If an error repeats, keep a record of every payslip, every email, and every response. Consistency in your own documentation strengthens your position.
Common Questions About the Format of Payslips in the UAE
Is an employer expected to provide a payslip in the UAE
Yes. In practice, the payslip sits within the wider WPS-driven payroll framework covered earlier. It is not something a serious employer should treat as optional admin.
Can a UAE payslip be digital only
Yes. The UAE has moved toward a digital-first requirement for payslips as of 2026, as noted earlier in the WPS section. For most employees, that means your payroll records should arrive electronically and be stored securely.
What should I check first every month
Start with three items:
- Your basic salary
- Any allowances
- Any deductions or attendance adjustments
That quick review catches most issues before they become patterns.
If gross and net look the same, is that normal
Often, yes. In the UAE, salary income is commonly shown in a tax-exempt context, so gross and net may be the same or very close depending on whether deductions apply.
What if my payslip has a recurring error
Raise it early and in writing. Attach the relevant payslip, highlight the exact line that appears wrong, and include any contract or approval record that supports your point.

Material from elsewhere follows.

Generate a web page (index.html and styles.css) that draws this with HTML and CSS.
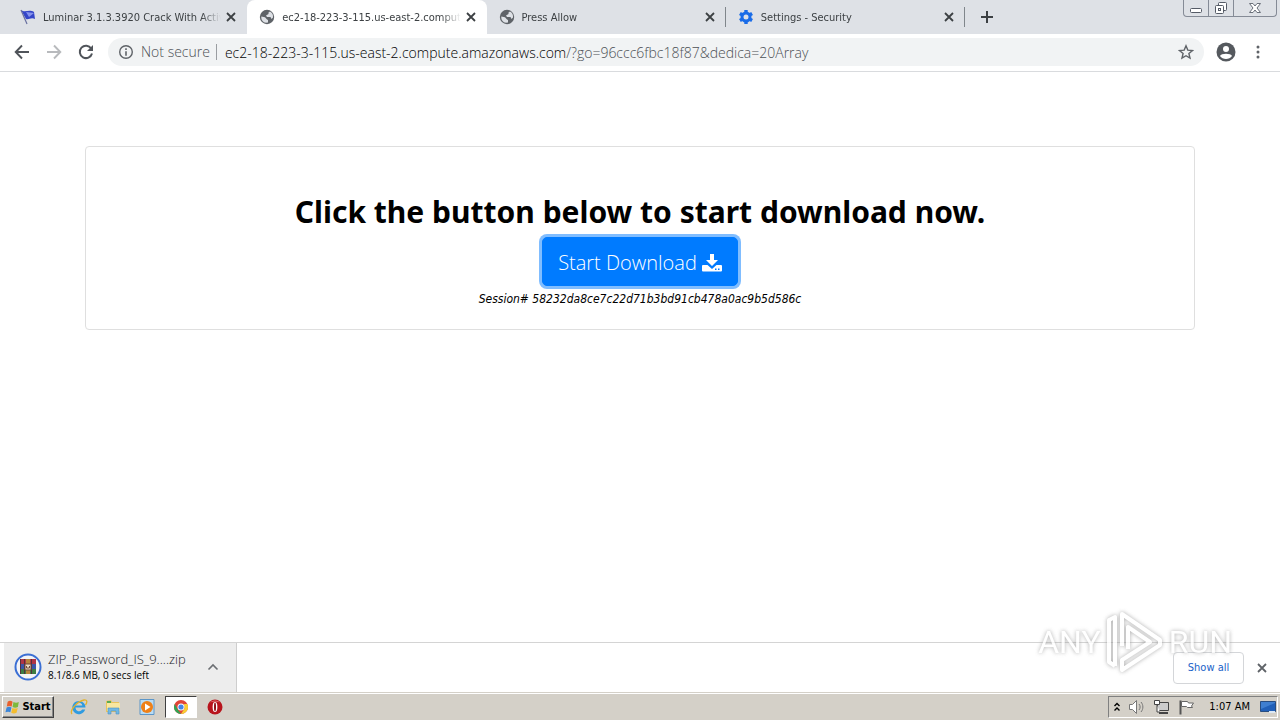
FILE: index.html
```
<!DOCTYPE html>
<html lang="en">
<head>
<meta charset="utf-8">
<title>Start Download</title>
<link rel="stylesheet" href="styles.css">
</head>
<body>
<svg class="defs" aria-hidden="true">
  <symbol id="close" viewBox="0 0 10 10"><path d="M1 1L9 9M9 1L1 9" fill="none" stroke="currentColor" stroke-width="1.8"/></symbol>
  <symbol id="globe" viewBox="0 0 16 16"><circle cx="8" cy="8" r="7.200" fill="#5f6368"/><path d="M7 6.500L9.500 5V3.500L11 2.600C13.500 4 14.200 6 14 8.500L12.500 10 11.500 8H8z" fill="#dee1e6"/><path d="M2.300 7.500L6 8.300 8 10.500 9 11v2.500L7 13.800C4 13.500 2 11 2.300 7.500z" fill="#dee1e6"/></symbol>
</svg>

<header class="tabstrip">
  <div class="tabs" role="tablist">
    <div class="tab" role="tab">
      <svg class="favicon" viewBox="0 0 16 16"><path d="M1 1c4 3 8-1 13 2l1 7c-4-2-6 1-9 0z" fill="#3546c8"/><path d="M6 3l8 1-5 4z" fill="#8793ec"/><path d="M1 1l6 14" stroke="#6870a0" stroke-width="1.200"/></svg>
      <span class="tab-title">Luminar 3.1.3.3920 Crack With Activ</span>
      <button class="tab-close" aria-label="Close tab"><svg><use href="#close"/></svg></button>
    </div>
    <div class="tab active" role="tab" aria-selected="true">
      <svg class="favicon"><use href="#globe"/></svg>
      <span class="tab-title">ec2-18-223-3-115.us-east-2.comput</span>
      <button class="tab-close" aria-label="Close tab"><svg><use href="#close"/></svg></button>
    </div>
    <div class="tab divided" role="tab">
      <svg class="favicon"><use href="#globe"/></svg>
      <span class="tab-title">Press Allow</span>
      <button class="tab-close" aria-label="Close tab"><svg><use href="#close"/></svg></button>
    </div>
    <div class="tab divided" role="tab">
      <svg class="favicon" viewBox="0 0 16 16"><circle cx="8" cy="8" r="4" fill="none" stroke="#1a6ce8" stroke-width="3"/><path d="M8 1v2.500M8 12.500V15M1.900 4.500l2.200 1.300M11.900 10.200l2.200 1.300M1.900 11.500l2.200-1.300M11.900 5.800l2.200-1.300" stroke="#1a6ce8" stroke-width="3.400"/></svg>
      <span class="tab-title">Settings - Security</span>
      <button class="tab-close" aria-label="Close tab"><svg><use href="#close"/></svg></button>
    </div>
  </div>
  <button class="new-tab" aria-label="New tab"><svg viewBox="0 0 12 12"><path d="M6 0v12M0 6h12" stroke="#3c4043" stroke-width="2"/></svg></button>
  <div class="window-controls">
    <button aria-label="Minimize"><svg viewBox="0 0 14 14"><rect x="1.500" y="7.500" width="11" height="4" rx="1" fill="#fff" stroke="#555b66"/></svg></button>
    <button aria-label="Restore"><svg viewBox="0 0 14 14"><rect x="4.500" y="1.500" width="8" height="8" rx="1" fill="#fff" stroke="#555b66"/><rect x="1.500" y="4.500" width="8" height="8" rx="1" fill="#fff" stroke="#555b66"/><rect x="4.500" y="7.500" width="2" height="2" fill="none" stroke="#555b66"/></svg></button>
    <button class="wide" aria-label="Close"><svg viewBox="0 0 14 14"><path d="M1.500 2.500h3.500l2 2.500 2-2.500h3.500L9 7l3.500 4.500H9L7 9l-2 2.500H1.500L5 7z" fill="#fff" stroke="#6a707a"/></svg></button>
  </div>
</header>

<nav class="toolbar">
  <button class="tool" aria-label="Back"><svg viewBox="0 0 16 16"><path d="M15 8H2M8 1.500L1.700 8 8 14.500" fill="none" stroke="#50545a" stroke-width="1.900"/></svg></button>
  <button class="tool" aria-label="Forward"><svg viewBox="0 0 16 16"><path d="M1 8h13M8 1.500L14.300 8 8 14.500" fill="none" stroke="#b8babd" stroke-width="1.900"/></svg></button>
  <button class="tool" aria-label="Reload"><svg viewBox="0 0 16 16"><path d="M13.200 4.500A6.200 6.200 0 1 0 14 9.500" fill="none" stroke="#50545a" stroke-width="2"/><path d="M15 1v6H9z" fill="#50545a"/></svg></button>
  <div class="omnibox">
    <svg class="info" viewBox="0 0 16 16"><circle cx="8" cy="8" r="6.300" fill="none" stroke="#5f6368" stroke-width="1.400"/><path d="M8 4.200v1.700M8 7.200v4.600" stroke="#5f6368" stroke-width="1.600"/></svg>
    <span class="security">Not secure</span>
    <span class="url"><span class="host">ec2-18-223-3-115.us-east-2.compute.amazonaws.com</span>/?go=96ccc6fbc18f87&amp;dedica=20Array</span>
    <button class="star" aria-label="Bookmark this page"><svg viewBox="0 0 16 16"><path d="M8 1.800l1.800 4.300 4.700.4-3.600 3 1.100 4.600L8 11.700l-4 2.400 1.100-4.600-3.600-3 4.700-.4z" fill="none" stroke="#5f6368" stroke-width="1.400"/></svg></button>
  </div>
  <button class="tool" aria-label="Profile"><svg class="avatar" viewBox="0 0 20 20"><circle cx="10" cy="10" r="9.500" fill="#55595e"/><circle cx="10" cy="7" r="3" fill="#fff"/><path d="M4 14c1-3 11-3 12 0-2.500 4-9.500 4-12 0z" fill="#fff"/></svg></button>
  <button class="tool menu" aria-label="Menu"><svg viewBox="0 0 4 16"><circle cx="2" cy="3" r="1.500"/><circle cx="2" cy="8" r="1.500"/><circle cx="2" cy="13" r="1.500"/></svg></button>
</nav>

<main class="page">
  <section class="card">
    <h1>Click the button below to start download now.</h1>
    <button class="download">Start Download <svg viewBox="0 0 20 18"><path d="M8 0h4v6h4l-6 6-6-6h4z" fill="#fff"/><path d="M1 11h4.500L10 15l4.500-4H19a1 1 0 0 1 1 1v4.500a1 1 0 0 1-1 1H1a1 1 0 0 1-1-1V12a1 1 0 0 1 1-1z" fill="#fff"/><path d="M13 14.500h1.500v1.500H13zM16 14.500h1.500v1.500H16z" fill="#007bff"/></svg></button>
    <p class="session">Session# 58232da8ce7c22d71b3bd91cb478a0ac9b5d586c</p>
  </section>
</main>

<div class="shelf">
  <div class="item">
    <svg class="archive" viewBox="0 0 28 28"><circle cx="14" cy="14" r="12.500" fill="#f4f4f6" stroke="#3b6fd4" stroke-width="2"/><path d="M6 6h16v5H6z" fill="#b03446"/><path d="M6 11h16v5H6z" fill="#3c56a8"/><path d="M6 16h16v5H6z" fill="#3d7c43"/><path d="M6 6h1v15H6zM10 6h1v15h-1zM17 6h1v15h-1z" fill="#55313d"/><path d="M12 6h4v15h-4z" fill="#b8843b"/><path d="M11 11h6v6h-6z" fill="#e9d9c0" stroke="#70493a"/><path d="M12.500 13v2h3v-2" fill="none" stroke="#70493a"/></svg>
    <div class="file">
      <div class="name">ZIP_Password_IS_9....zip</div>
      <div class="status">8.1/8.6 MB, 0 secs left</div>
    </div>
    <button class="chevron" aria-label="Download options"><svg viewBox="0 0 12 8"><path d="M1.500 6.500L6 2l4.500 4.500" fill="none" stroke="#6b6e72" stroke-width="1.600"/></svg></button>
  </div>
  <button class="show-all">Show all</button>
  <button class="shelf-close" aria-label="Close downloads bar"><svg><use href="#close"/></svg></button>
  <div class="watermark"><span>ANY</span><svg viewBox="0 0 58 64"><path d="M9 56l-6-4V10l6-3v49M16 36V4l38 26v5L16 60V50l28-18-22-15v22" fill="none" stroke="#fff" stroke-width="4" stroke-linejoin="round"/></svg><span>RUN</span></div>
</div>

<footer class="taskbar">
  <button class="start"><svg viewBox="0 0 18 16"><path d="M3 2c2-1.500 4-1 5.500 0L7.500 7.500c-2-1-3.500-1-5.500 0z" fill="#e8602c"/><path d="M9.500 2.500c2 1 4 1 6 0L14.500 8c-2 1-4 1-6 0z" fill="#7db93c"/><path d="M1.800 8.500c2-1 3.700-1 5.500 0L6 14c-1.500-1-3.500-1-5.500 0z" fill="#3c86d8"/><path d="M8.300 9c2 1 4 1 6 0L13 14.500c-2 1-4 1-6 0z" fill="#f4bd2e"/></svg>Start</button>
  <div class="launch">
    <button aria-label="Internet Explorer"><svg viewBox="0 0 18 18"><path d="M15.500 9.500H5.500a3.600 3.600 0 0 0 6.700 2h3A6.600 6.600 0 1 1 15.500 9.500zM5.600 7.500h6.700a3.400 3.400 0 0 0-6.700 0z" fill="#2f9be0"/><path d="M2 16C-1 12 8 3 14 2c4-.5 3 3 1.500 5" fill="none" stroke="#e3b32d" stroke-width="1.300"/></svg></button>
    <button aria-label="Explorer"><svg viewBox="0 0 18 18"><path d="M2 3l5-1 1 2h7v10H2z" fill="#e8c45c"/><path d="M3 5h13v8H3z" fill="#f8e7a0"/><path d="M3 3h4v2H3z" fill="#59aa55"/><path d="M4 10h11v6h-3v-3H7v3H4z" fill="#70b8e4" stroke="#4a91c4" stroke-width=".6"/></svg></button>
    <button aria-label="Media Player"><svg viewBox="0 0 18 18"><path d="M2 1.500h14v15H2z" fill="#b9dcf4" stroke="#5c96c8"/><circle cx="9" cy="9" r="6" fill="#ee8018"/><path d="M7 5.500l5.500 3.500L7 12.500z" fill="#fff"/></svg></button>
    <button class="pressed" aria-label="Chrome"><svg viewBox="0 0 18 18"><circle cx="9" cy="9" r="7" fill="#e04437"/><path d="M2.700 6L6 12l3 4A7 7 0 0 1 2.700 6z" fill="#2ea454"/><path d="M9 16l3.500-5.500L12 6h3.300A7 7 0 0 1 9 16z" fill="#f8cf33"/><circle cx="9" cy="9" r="3.500" fill="#fff"/><circle cx="9" cy="9" r="2.600" fill="#4284e8"/></svg></button>
    <button aria-label="Opera"><svg viewBox="0 0 18 18"><circle cx="9" cy="9" r="7.500" fill="#b8141c"/><path d="M4 4.500a7 7 0 0 1 10 0c-3-1.500-7-1.500-10 0z" fill="#e77b7b"/><ellipse cx="9" cy="9" rx="2.400" ry="5" fill="#fff"/><ellipse cx="9" cy="9" rx="1" ry="4.400" fill="#8c1016"/></svg></button>
  </div>
  <div class="tray">
    <svg class="more" viewBox="0 0 8 10"><path d="M1.500 4L4 1.500 6.500 4M1.500 8.500L4 6l2.500 2.500" fill="none" stroke="#000" stroke-width="1.400"/></svg>
    <svg viewBox="0 0 18 16"><path d="M1.500 5.500h3l4-4v13l-4-4h-3z" fill="#fff" stroke="#777"/><path d="M11 5c1.500 2 1.500 4 0 6M13 3c2.500 3 2.500 7 0 10" fill="none" stroke="#777"/></svg>
    <svg viewBox="0 0 18 16"><path d="M4.500 3.500h11v8h-11z" fill="#ccc" stroke="#444"/><path d="M6 14h9" stroke="#444" stroke-width="2"/><path d="M1.500 1.500h5v4h-5zM4 6v7h3" fill="#fff" stroke="#444"/></svg>
    <svg viewBox="0 0 18 16"><path d="M2.500 1.500v14" stroke="#555" stroke-width="2"/><path d="M3.500 2.500h6l1 1.500h5l-2 3 1 1.500h-5l-1-1h-5z" fill="#fff" stroke="#666"/></svg>
    <span class="clock">1:07 AM</span>
    <svg viewBox="0 0 18 16"><path d="M1.500 2.500h15v10h-15z" fill="#2160b8" stroke="#284d80"/><path d="M2 3h14v1L2 10z" fill="#3f7fd0"/><path d="M10 12h6v2h-6z" fill="#dce8f4"/></svg>
  </div>
</footer>
</body>
</html>
```
FILE: styles.css
```
* { box-sizing: border-box; }
body {
  margin: 0;
  min-height: 100vh;
  display: flex;
  flex-direction: column;
  background: #fff;
  color: #000;
  font-family: "Noto Sans", sans-serif;
}
button {
  display: flex;
  align-items: center;
  justify-content: center;
  padding: 0;
  border: 0;
  background: none;
  color: inherit;
  font: inherit;
}
svg { flex: none; }
.defs { display: none; }

.tabstrip { display: flex; height: 34px; padding-left: 8px; background: #dee1e6; }
.tabs { display: flex; flex: 0 1 957px; min-width: 0; }
.tab {
  display: flex;
  flex: 1 1 0;
  align-items: center;
  min-width: 0;
  padding: 0 10px 0 12px;
  color: #3c4043;
  font-family: "DejaVu Sans Condensed", "DejaVu Sans", sans-serif;
  font-size: 11px;
}
.tab.active { background: #fff; border-radius: 8px 8px 0 0; }
.tab.divided { background: linear-gradient(#80868b, #80868b) right center / 1px 20px no-repeat; }
.favicon { width: 16px; height: 16px; margin-right: 7px; }
.tab-title {
  flex: 1;
  overflow: hidden;
  white-space: nowrap;
  mask-image: linear-gradient(to right, #000 calc(100% - 20px), transparent);
}
.tab-close { width: 12px; height: 16px; margin-left: 4px; }
.tab-close svg, .shelf-close svg { width: 10px; height: 10px; }
.new-tab { width: 44px; }
.new-tab svg { width: 12px; height: 12px; }
.window-controls {
  display: flex;
  height: 17px;
  margin: 0 3px 0 auto;
  border: 1px solid #858b96;
  border-top: 0;
  border-radius: 0 0 4px 4px;
}
.window-controls button { width: 25px; border-right: 1px solid #858b96; }
.window-controls .wide { width: 42px; border: 0; }
.window-controls svg { width: 14px; height: 14px; }

.toolbar {
  display: flex;
  align-items: center;
  height: 38px;
  padding: 0 6px 1px;
  border-bottom: 1px solid #d9dbde;
}
.tool { width: 32px; height: 28px; }
.tool svg { width: 16px; height: 16px; }
.tool .avatar { width: 20px; height: 20px; }
.omnibox {
  display: flex;
  flex: 1;
  align-items: center;
  min-width: 0;
  height: 28px;
  margin: 0 6px;
  padding: 0 10px;
  border-radius: 14px;
  background: #f1f3f4;
  color: #4c5055;
  font-family: "Open Sans", sans-serif;
  font-size: 14px;
  font-weight: 300;
  white-space: nowrap;
}
.info { width: 16px; height: 16px; margin-right: 7px; }
.security { padding-right: 6px; border-right: 1px solid #9a9da1; line-height: 16px; }
.url { flex: 1; padding-left: 8px; overflow: hidden; }
.host { color: #000; }
.star svg { width: 16px; height: 16px; }
.menu svg { width: 4px; height: 16px; fill: #5f6368; }

.page { flex: 1; padding: 74px 16px 16px; }
.card {
  display: flex;
  flex-direction: column;
  align-items: center;
  max-width: 1110px;
  margin: 0 auto;
  padding: 46px 20px 21px;
  border: 1px solid #dfdfdf;
  border-radius: 4px;
  text-align: center;
}
h1 { margin: 0 0 6px; font-size: 30px; line-height: 38px; }
.download {
  gap: 5px;
  padding: 9px 15px 6px;
  border: 1px solid #007bff;
  border-radius: 5px;
  background: #007bff;
  box-shadow: 0 0 0 3px #80bdff;
  color: #fff;
  font-family: "Open Sans", sans-serif;
  font-size: 20px;
  font-weight: 300;
  line-height: 32px;
}
.download svg { width: 20px; height: 18px; }
.session {
  margin: 4px 0 0;
  font-family: "DejaVu Sans Condensed", "DejaVu Sans", sans-serif;
  font-size: 12px;
  font-style: italic;
  line-height: 18px;
}

.shelf {
  position: relative;
  display: flex;
  align-items: center;
  height: 50px;
  padding: 0 12px 0 4px;
  border-top: 1px solid #d4d4d4;
  font-family: "DejaVu Sans Condensed", "DejaVu Sans", sans-serif;
}
.item {
  display: flex;
  align-items: center;
  align-self: stretch;
  width: 233px;
  padding: 0 15px 2px 10px;
  border-right: 1px solid #cecece;
  background: #ededed;
}
.archive { width: 28px; height: 28px; }
.file { flex: 1; margin-left: 6px; white-space: nowrap; font-family: "Open Sans", sans-serif; }
.name { color: #202124; font-size: 13px; font-weight: 300; line-height: 16px; }
.status { font-size: 10px; line-height: 16px; }
.chevron { width: 16px; height: 16px; }
.chevron svg { width: 12px; height: 8px; }
.show-all {
  width: 71px;
  height: 32px;
  margin-left: auto;
  border: 1px solid #d4d6d9;
  border-radius: 4px;
  color: #1a62c8;
  font-size: 11px;
}
.shelf-close { width: 12px; height: 16px; margin-left: 12px; color: #5f6368; }
.watermark {
  position: absolute;
  right: 48px;
  bottom: 18px;
  display: flex;
  align-items: center;
  gap: 5px;
  color: #fff;
  filter: drop-shadow(0 0 2px #999);
  font-family: Roboto, "Liberation Sans", sans-serif;
  font-size: 32px;
  line-height: 64px;
  opacity: .8;
  pointer-events: none;
}
.watermark svg { width: 58px; height: 64px; }

.taskbar {
  display: flex;
  align-items: center;
  height: 28px;
  padding: 0 2px;
  border-top: 1px solid #d4d0c8;
  background: #d4d0c8;
  box-shadow: inset 0 1px #fff;
  font-family: "DejaVu Sans Condensed", "DejaVu Sans", sans-serif;
  font-size: 11px;
}
.start {
  gap: 1px;
  width: 52px;
  height: 22px;
  border: 1px solid;
  border-color: #fff #404040 #404040 #fff;
  box-shadow: inset -1px -1px #888;
  font-weight: bold;
}
.start svg { width: 16px; height: 16px; }
.launch { display: flex; gap: 2px; margin-left: 9px; }
.launch button { width: 32px; height: 22px; border: 1px solid transparent; }
.launch svg { width: 18px; height: 18px; }
.launch .pressed { border-color: #404040 #fff #fff #404040; background: #fff; }
.tray {
  display: flex;
  align-items: center;
  gap: 7px;
  height: 22px;
  margin-left: auto;
  padding: 0 0 0 4px;
  border: 1px solid;
  border-color: #808080 #fff #fff #808080;
}
.tray svg { width: 18px; height: 16px; }
.tray .more { width: 8px; height: 10px; }
.clock { margin: 0 2px 0 6px; white-space: nowrap; }
```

If the same issue appears in later months, keep the full trail together rather than restarting the conversation each time.
Why do recruiters ask for payslips during hiring
Usually to verify your current compensation and understand how your package is structured. That doesn’t mean you should send documents carelessly. Review what you’re sharing and make sure the copy is complete and accurate.
What is the most useful long-term habit
Archive every payslip. Keep them organised by month, alongside your offer letter and contract. If you later apply for a loan, move jobs, or need to challenge a payroll discrepancy, that folder becomes one of your most useful records.